[begin Collected data]
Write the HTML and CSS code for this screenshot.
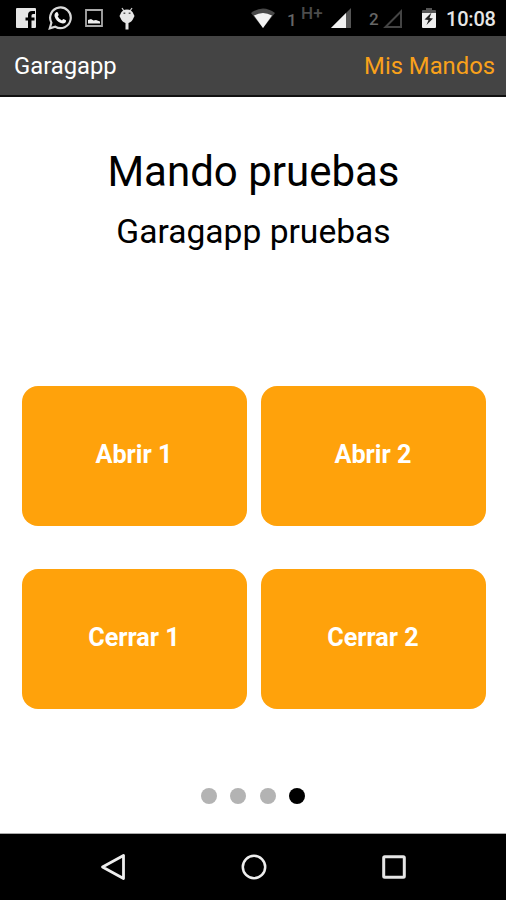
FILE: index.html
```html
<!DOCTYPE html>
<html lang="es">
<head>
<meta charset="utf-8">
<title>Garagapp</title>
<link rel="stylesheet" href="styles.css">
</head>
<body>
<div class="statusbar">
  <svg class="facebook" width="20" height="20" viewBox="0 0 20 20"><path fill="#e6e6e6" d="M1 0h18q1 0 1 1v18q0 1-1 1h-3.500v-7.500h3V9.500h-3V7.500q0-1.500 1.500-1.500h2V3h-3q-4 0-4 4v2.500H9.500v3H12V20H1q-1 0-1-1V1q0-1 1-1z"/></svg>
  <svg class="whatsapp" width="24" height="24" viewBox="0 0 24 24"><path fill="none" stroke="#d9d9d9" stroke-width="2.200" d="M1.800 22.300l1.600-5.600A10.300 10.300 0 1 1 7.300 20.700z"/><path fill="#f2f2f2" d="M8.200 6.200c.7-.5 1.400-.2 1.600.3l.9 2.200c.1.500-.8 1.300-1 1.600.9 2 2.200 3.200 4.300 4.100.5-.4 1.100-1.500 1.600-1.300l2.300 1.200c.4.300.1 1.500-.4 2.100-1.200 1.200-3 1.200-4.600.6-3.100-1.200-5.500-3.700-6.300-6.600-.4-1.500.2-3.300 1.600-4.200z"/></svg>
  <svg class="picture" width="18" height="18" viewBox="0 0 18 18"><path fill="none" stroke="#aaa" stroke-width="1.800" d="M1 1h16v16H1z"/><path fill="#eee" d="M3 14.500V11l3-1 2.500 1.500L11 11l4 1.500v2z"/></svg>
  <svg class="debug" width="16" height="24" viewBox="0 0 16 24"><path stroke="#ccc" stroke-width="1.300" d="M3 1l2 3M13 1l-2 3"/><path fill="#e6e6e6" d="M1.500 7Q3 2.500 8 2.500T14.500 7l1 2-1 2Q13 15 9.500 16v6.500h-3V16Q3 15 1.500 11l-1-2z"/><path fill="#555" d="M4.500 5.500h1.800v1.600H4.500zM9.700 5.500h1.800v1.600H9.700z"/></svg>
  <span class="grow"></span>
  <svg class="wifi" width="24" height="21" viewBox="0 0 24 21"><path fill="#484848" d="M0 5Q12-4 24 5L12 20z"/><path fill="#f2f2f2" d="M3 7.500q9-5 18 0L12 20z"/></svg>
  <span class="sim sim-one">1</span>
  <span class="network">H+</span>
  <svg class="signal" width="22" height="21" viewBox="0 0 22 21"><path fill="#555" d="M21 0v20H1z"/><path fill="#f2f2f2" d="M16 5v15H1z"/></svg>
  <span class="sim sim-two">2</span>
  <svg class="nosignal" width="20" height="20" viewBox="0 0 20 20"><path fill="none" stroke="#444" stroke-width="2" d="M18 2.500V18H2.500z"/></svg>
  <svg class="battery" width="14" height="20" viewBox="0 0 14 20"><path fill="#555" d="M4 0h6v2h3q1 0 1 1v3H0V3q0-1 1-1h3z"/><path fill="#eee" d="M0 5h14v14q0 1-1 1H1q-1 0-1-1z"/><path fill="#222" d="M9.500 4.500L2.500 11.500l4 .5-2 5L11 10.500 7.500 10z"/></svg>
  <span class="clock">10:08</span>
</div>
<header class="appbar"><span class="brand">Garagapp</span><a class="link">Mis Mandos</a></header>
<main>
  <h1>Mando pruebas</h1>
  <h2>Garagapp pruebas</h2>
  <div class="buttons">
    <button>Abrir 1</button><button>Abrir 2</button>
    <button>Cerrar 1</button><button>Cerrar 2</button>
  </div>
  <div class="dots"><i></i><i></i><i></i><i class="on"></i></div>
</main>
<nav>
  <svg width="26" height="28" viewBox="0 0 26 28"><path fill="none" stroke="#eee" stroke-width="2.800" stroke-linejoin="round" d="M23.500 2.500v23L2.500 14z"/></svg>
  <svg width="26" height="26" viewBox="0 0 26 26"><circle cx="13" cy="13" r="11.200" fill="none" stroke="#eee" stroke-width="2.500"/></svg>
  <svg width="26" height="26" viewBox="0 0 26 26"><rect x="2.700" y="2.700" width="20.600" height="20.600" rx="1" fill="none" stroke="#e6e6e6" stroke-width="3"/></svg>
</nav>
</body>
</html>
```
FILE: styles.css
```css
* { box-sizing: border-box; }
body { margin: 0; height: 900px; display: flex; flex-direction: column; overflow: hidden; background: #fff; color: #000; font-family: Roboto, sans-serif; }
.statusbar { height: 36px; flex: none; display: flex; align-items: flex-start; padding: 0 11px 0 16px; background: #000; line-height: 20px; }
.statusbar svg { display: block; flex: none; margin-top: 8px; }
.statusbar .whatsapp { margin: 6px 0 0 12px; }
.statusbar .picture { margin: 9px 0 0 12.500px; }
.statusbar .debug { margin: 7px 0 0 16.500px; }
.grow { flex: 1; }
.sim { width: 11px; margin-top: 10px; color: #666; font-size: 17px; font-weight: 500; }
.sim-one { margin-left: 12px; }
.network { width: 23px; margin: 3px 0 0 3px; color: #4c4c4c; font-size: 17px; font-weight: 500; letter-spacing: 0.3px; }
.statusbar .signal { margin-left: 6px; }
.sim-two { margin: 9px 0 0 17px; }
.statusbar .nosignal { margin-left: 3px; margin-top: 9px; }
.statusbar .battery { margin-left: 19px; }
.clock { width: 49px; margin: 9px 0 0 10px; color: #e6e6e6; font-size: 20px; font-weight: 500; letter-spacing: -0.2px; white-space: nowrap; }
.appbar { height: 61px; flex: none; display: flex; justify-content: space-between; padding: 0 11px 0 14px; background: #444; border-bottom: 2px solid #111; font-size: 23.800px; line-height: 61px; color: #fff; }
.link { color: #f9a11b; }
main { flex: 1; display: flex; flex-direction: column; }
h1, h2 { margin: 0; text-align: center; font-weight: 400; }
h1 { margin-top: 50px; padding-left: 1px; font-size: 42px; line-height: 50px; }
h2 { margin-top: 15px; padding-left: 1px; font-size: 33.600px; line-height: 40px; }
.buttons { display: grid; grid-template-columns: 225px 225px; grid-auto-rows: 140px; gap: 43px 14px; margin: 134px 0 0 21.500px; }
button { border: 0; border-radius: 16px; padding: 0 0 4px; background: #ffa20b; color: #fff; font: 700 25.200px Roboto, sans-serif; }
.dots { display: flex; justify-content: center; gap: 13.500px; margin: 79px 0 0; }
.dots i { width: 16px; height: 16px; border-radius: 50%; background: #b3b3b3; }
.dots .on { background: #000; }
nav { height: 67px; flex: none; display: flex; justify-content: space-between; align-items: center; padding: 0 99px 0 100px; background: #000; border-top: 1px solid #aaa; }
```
[end Collected data]
Problem> Copy the data character for character, but drop all pictures from the copy.

Task result>
Write the HTML and CSS code for this screenshot.
FILE: index.html
```html
<!DOCTYPE html>
<html lang="es">
<head>
<meta charset="utf-8">
<title>Garagapp</title>
<link rel="stylesheet" href="styles.css">
</head>
<body>
<div class="statusbar">
  <svg class="facebook" width="20" height="20" viewBox="0 0 20 20"><path fill="#e6e6e6" d="M1 0h18q1 0 1 1v18q0 1-1 1h-3.500v-7.500h3V9.500h-3V7.500q0-1.500 1.500-1.500h2V3h-3q-4 0-4 4v2.500H9.500v3H12V20H1q-1 0-1-1V1q0-1 1-1z"/></svg>
  <svg class="whatsapp" width="24" height="24" viewBox="0 0 24 24"><path fill="none" stroke="#d9d9d9" stroke-width="2.200" d="M1.800 22.300l1.600-5.600A10.300 10.300 0 1 1 7.300 20.700z"/><path fill="#f2f2f2" d="M8.200 6.200c.7-.5 1.400-.2 1.600.3l.9 2.200c.1.500-.8 1.300-1 1.600.9 2 2.200 3.200 4.300 4.100.5-.4 1.100-1.500 1.600-1.300l2.300 1.200c.4.300.1 1.500-.4 2.100-1.200 1.200-3 1.200-4.600.6-3.100-1.200-5.500-3.700-6.300-6.600-.4-1.500.2-3.300 1.600-4.200z"/></svg>
  <svg class="picture" width="18" height="18" viewBox="0 0 18 18"><path fill="none" stroke="#aaa" stroke-width="1.800" d="M1 1h16v16H1z"/><path fill="#eee" d="M3 14.500V11l3-1 2.500 1.500L11 11l4 1.500v2z"/></svg>
  <svg class="debug" width="16" height="24" viewBox="0 0 16 24"><path stroke="#ccc" stroke-width="1.300" d="M3 1l2 3M13 1l-2 3"/><path fill="#e6e6e6" d="M1.500 7Q3 2.500 8 2.500T14.500 7l1 2-1 2Q13 15 9.500 16v6.500h-3V16Q3 15 1.500 11l-1-2z"/><path fill="#555" d="M4.500 5.500h1.800v1.600H4.500zM9.700 5.500h1.800v1.600H9.700z"/></svg>
  <span class="grow"></span>
  <svg class="wifi" width="24" height="21" viewBox="0 0 24 21"><path fill="#484848" d="M0 5Q12-4 24 5L12 20z"/><path fill="#f2f2f2" d="M3 7.500q9-5 18 0L12 20z"/></svg>
  <span class="sim sim-one">1</span>
  <span class="network">H+</span>
  <svg class="signal" width="22" height="21" viewBox="0 0 22 21"><path fill="#555" d="M21 0v20H1z"/><path fill="#f2f2f2" d="M16 5v15H1z"/></svg>
  <span class="sim sim-two">2</span>
  <svg class="nosignal" width="20" height="20" viewBox="0 0 20 20"><path fill="none" stroke="#444" stroke-width="2" d="M18 2.500V18H2.500z"/></svg>
  <svg class="battery" width="14" height="20" viewBox="0 0 14 20"><path fill="#555" d="M4 0h6v2h3q1 0 1 1v3H0V3q0-1 1-1h3z"/><path fill="#eee" d="M0 5h14v14q0 1-1 1H1q-1 0-1-1z"/><path fill="#222" d="M9.500 4.500L2.500 11.500l4 .5-2 5L11 10.500 7.500 10z"/></svg>
  <span class="clock">10:08</span>
</div>
<header class="appbar"><span class="brand">Garagapp</span><a class="link">Mis Mandos</a></header>
<main>
  <h1>Mando pruebas</h1>
  <h2>Garagapp pruebas</h2>
  <div class="buttons">
    <button>Abrir 1</button><button>Abrir 2</button>
    <button>Cerrar 1</button><button>Cerrar 2</button>
  </div>
  <div class="dots"><i></i><i></i><i></i><i class="on"></i></div>
</main>
<nav>
  <svg width="26" height="28" viewBox="0 0 26 28"><path fill="none" stroke="#eee" stroke-width="2.800" stroke-linejoin="round" d="M23.500 2.500v23L2.500 14z"/></svg>
  <svg width="26" height="26" viewBox="0 0 26 26"><circle cx="13" cy="13" r="11.200" fill="none" stroke="#eee" stroke-width="2.500"/></svg>
  <svg width="26" height="26" viewBox="0 0 26 26"><rect x="2.700" y="2.700" width="20.600" height="20.600" rx="1" fill="none" stroke="#e6e6e6" stroke-width="3"/></svg>
</nav>
</body>
</html>
```
FILE: styles.css
```css
* { box-sizing: border-box; }
body { margin: 0; height: 900px; display: flex; flex-direction: column; overflow: hidden; background: #fff; color: #000; font-family: Roboto, sans-serif; }
.statusbar { height: 36px; flex: none; display: flex; align-items: flex-start; padding: 0 11px 0 16px; background: #000; line-height: 20px; }
.statusbar svg { display: block; flex: none; margin-top: 8px; }
.statusbar .whatsapp { margin: 6px 0 0 12px; }
.statusbar .picture { margin: 9px 0 0 12.500px; }
.statusbar .debug { margin: 7px 0 0 16.500px; }
.grow { flex: 1; }
.sim { width: 11px; margin-top: 10px; color: #666; font-size: 17px; font-weight: 500; }
.sim-one { margin-left: 12px; }
.network { width: 23px; margin: 3px 0 0 3px; color: #4c4c4c; font-size: 17px; font-weight: 500; letter-spacing: 0.3px; }
.statusbar .signal { margin-left: 6px; }
.sim-two { margin: 9px 0 0 17px; }
.statusbar .nosignal { margin-left: 3px; margin-top: 9px; }
.statusbar .battery { margin-left: 19px; }
.clock { width: 49px; margin: 9px 0 0 10px; color: #e6e6e6; font-size: 20px; font-weight: 500; letter-spacing: -0.2px; white-space: nowrap; }
.appbar { height: 61px; flex: none; display: flex; justify-content: space-between; padding: 0 11px 0 14px; background: #444; border-bottom: 2px solid #111; font-size: 23.800px; line-height: 61px; color: #fff; }
.link { color: #f9a11b; }
main { flex: 1; display: flex; flex-direction: column; }
h1, h2 { margin: 0; text-align: center; font-weight: 400; }
h1 { margin-top: 50px; padding-left: 1px; font-size: 42px; line-height: 50px; }
h2 { margin-top: 15px; padding-left: 1px; font-size: 33.600px; line-height: 40px; }
.buttons { display: grid; grid-template-columns: 225px 225px; grid-auto-rows: 140px; gap: 43px 14px; margin: 134px 0 0 21.500px; }
button { border: 0; border-radius: 16px; padding: 0 0 4px; background: #ffa20b; color: #fff; font: 700 25.200px Roboto, sans-serif; }
.dots { display: flex; justify-content: center; gap: 13.500px; margin: 79px 0 0; }
.dots i { width: 16px; height: 16px; border-radius: 50%; background: #b3b3b3; }
.dots .on { background: #000; }
nav { height: 67px; flex: none; display: flex; justify-content: space-between; align-items: center; padding: 0 99px 0 100px; background: #000; border-top: 1px solid #aaa; }
```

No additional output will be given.